The problem arose when judge Milena Turuk, who was listed as the Judge-Rapporteur on the 14th of January 2021, signed the letter. In view of this, the Prime Minister’s lawyer Franci Matoz demanded that the court, headed by Marjan Pogačnik, immediately hand over the minutes and all other documentation to the defence in order to verify the correctness of the case and thus the selection of a so-called “natural judge.”
Turuk wrote, in her defence, that this was only a mistake and explained that the court senate would be composed in accordance with the rules of the Annual Work Schedule of the District Court in Ljubljana for the year 2021. However, Matoz listed another violation in his letter. He pointed out the violation of Article 156 of the Judicial Code. The second paragraph of this article states that if several initial procedural acts are filed on the same day, the files shall be sorted in alphabetical order of the initials of the first parties’ surnames and assigned to the judges in alphabetical order. These are just two of several violations that any student of the Ljubljana Faculty of Law could easily find in no time.
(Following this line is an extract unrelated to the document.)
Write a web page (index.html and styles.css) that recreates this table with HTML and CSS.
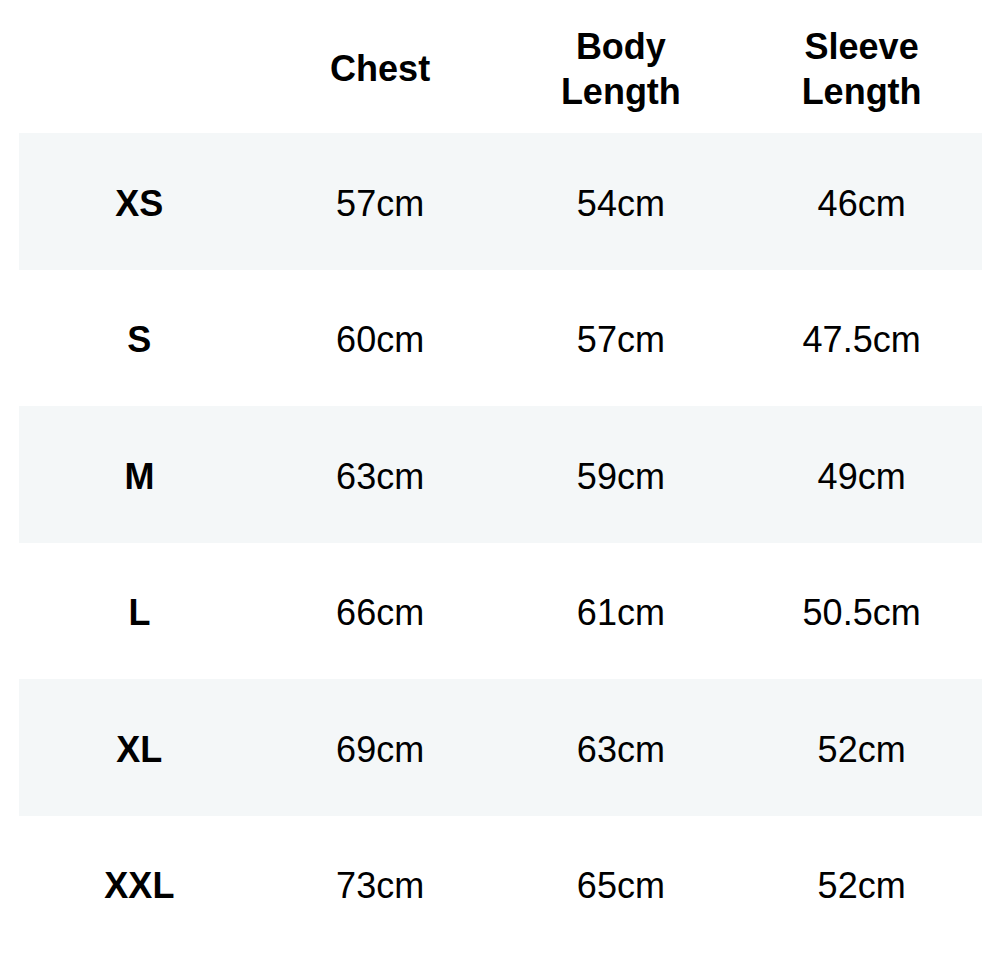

The facts show that the Minister of Justice, Lilijana Kozlovič’s team, should implement some serious supervision in the Trenta case. No one wants the obvious violations highlighted by lawyer Franci Matoz to simply go unnoticed. This would confirm the claims of all the citizens who have been saying for a long time now that there is a lot of injustice in our country. The current Minister of Justice has the opportunity to take action and protect the reputation of the Slovenian judicial authorities. Whether she will actually choose to do so remains to be seen in the future.